The trees are omnipresent in Yui Kiyohara’s hushed and graceful film “Remembering Every Night” — perhaps even, one imagines, omnipotent. They frame each view of the suburban housing blocks where the film is set. They flutter in the sunlight. They rustle in the breeze. They loom as reminders of the ephemerality of life and memory amid all that neatly ordered steel and concrete.
For the unemployed, middle-aged Chizu (Kumi Hyodo), whom we follow through a single spring day, Tama New Town is a kind of limbo where, as one man tells her: “It all looks the same here. It’s easy to get lost.” A planned community near Tokyo designed in the mid-1960s, its sidewalks and gardens have grown worn and wild with age and neglect. The same goes for its older residents, who miss the days when they knew their neighbors.

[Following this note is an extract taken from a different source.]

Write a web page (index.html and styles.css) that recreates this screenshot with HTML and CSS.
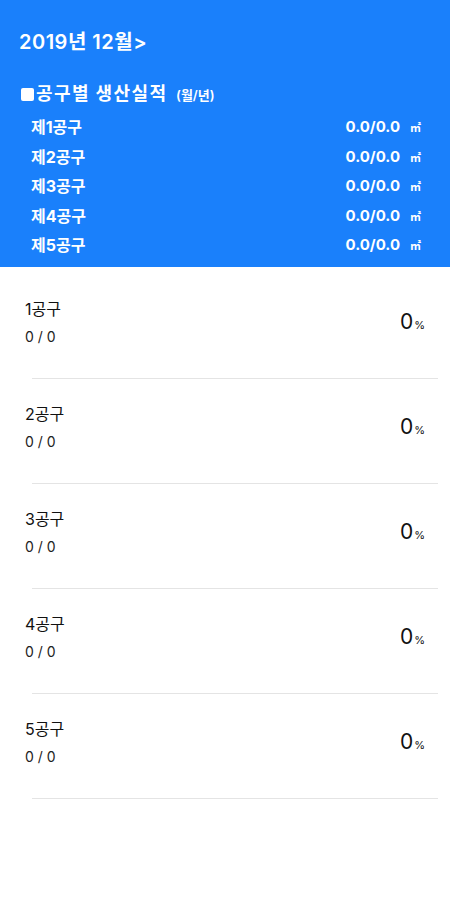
FILE: index.html
```html
<!DOCTYPE html>
<html>
<head>
  <meta charset="UTF-8">
  <title>공구별 생산실적</title>
  <link rel="stylesheet" href="styles.css">
</head>
<body>
  <div class="summary">
    <div class="month">2019년 12월&gt;</div>
    <div class="section-title"><span class="bullet"></span>공구별 생산실적 <small>(월/년)</small></div>
    <ul class="totals">
      <li><span>제1공구</span><span class="amount">0.0/0.0<em>㎡</em></span></li>
      <li><span>제2공구</span><span class="amount">0.0/0.0<em>㎡</em></span></li>
      <li><span>제3공구</span><span class="amount">0.0/0.0<em>㎡</em></span></li>
      <li><span>제4공구</span><span class="amount">0.0/0.0<em>㎡</em></span></li>
      <li><span>제5공구</span><span class="amount">0.0/0.0<em>㎡</em></span></li>
    </ul>
  </div>

  <ul class="progress-list">
    <li class="progress-item">
      <div class="info"><div class="name">1공구</div><div class="count">0 / 0</div></div>
      <div class="rate">0<small>%</small></div>
    </li>
    <li class="progress-item">
      <div class="info"><div class="name">2공구</div><div class="count">0 / 0</div></div>
      <div class="rate">0<small>%</small></div>
    </li>
    <li class="progress-item">
      <div class="info"><div class="name">3공구</div><div class="count">0 / 0</div></div>
      <div class="rate">0<small>%</small></div>
    </li>
    <li class="progress-item">
      <div class="info"><div class="name">4공구</div><div class="count">0 / 0</div></div>
      <div class="rate">0<small>%</small></div>
    </li>
    <li class="progress-item">
      <div class="info"><div class="name">5공구</div><div class="count">0 / 0</div></div>
      <div class="rate">0<small>%</small></div>
    </li>
  </ul>
</body>
</html>
```

FILE: styles.css
```css
body {
  margin: 0;
  font-family: Inter, "Noto Sans CJK KR", sans-serif;
  background: #fff;
  color: #111;
}
.summary {
  background-color: #1a80fb;
  color: white;
  padding: 28px 0 12px 0;
  height: 267px;
  box-sizing: border-box;
}
.month {
  margin-left: 19px;
  font-size: 20px;
  font-weight: 600;
  line-height: 28px;
  letter-spacing: 0.5px;
}
.section-title {
  margin: 26px 0 0 21px;
  font-size: 18px;
  font-weight: 700;
  line-height: 24px;
  letter-spacing: 1.4px;
}
.bullet {
  display: inline-block;
  width: 13px;
  height: 13px;
  background: white;
  border-radius: 2px;
  margin-right: 2px;
  vertical-align: -1px;
}
.section-title small {
  font-size: 13px;
  font-weight: 600;
  margin-left: 3px;
  letter-spacing: 0;
}
.totals {
  list-style: none;
  margin: 6px 0 0 0;
  padding: 0 29px 0 31px;
}
.totals li {
  display: flex;
  justify-content: space-between;
  font-size: 16px;
  font-weight: 700;
  line-height: 28.5px;
}
.amount {
  font-size: 15px;
}
.amount em {
  font-style: normal;
  font-size: 11px;
  font-weight: 600;
  margin-left: 10px;
}
.progress-list {
  list-style: none;
  margin: 0;
  padding: 7px 0 0 0;
}
.progress-item {
  display: flex;
  justify-content: space-between;
  align-items: center;
  padding: 25px 25px 32px 25px;
  position: relative;
}
.progress-item::after {
  content: "";
  position: absolute;
  left: 32px;
  right: 12px;
  bottom: 0;
  border-bottom: 1px solid #e4e4e4;
}
.name {
  font-size: 16px;
  line-height: 20px;
}
.count {
  margin-top: 8px;
  font-size: 14px;
  line-height: 20px;
  color: #222;
}
.rate {
  font-size: 21px;
  margin-top: -4px;
}
.rate small {
  font-size: 11px;
  margin-left: 1px;
}
```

Tama may be a modernist dream or nightmare, depending on your perspective or age; ideas grow old, are forgotten and disappear, just like people. Still their legacies abide.
As Chizu searches for a friend’s address, she crosses paths with two younger women, whose narrative branches intertwine quietly with her own. Sanae (Minami Ohba), a gas meter inspector in her early 30s, helps a lost old man (Tadashi Okuno) find his way home; a college student, Natsu (Ai Mikami), grieves the loss of a childhood friend. Tama is for them, too, a space of transitory isolation.
Ghosts linger, cameras linger. This is pensive, slow-slow cinema, like Bela Tarr with color but less compositional heft or, sometimes, clarity. Behind it all, the persistent chirping of the birds and insects in the trees.
Remembering Every Night
Not rated. In Japanese, with subtitles. Running time: 1 hour 56 minutes. In theaters.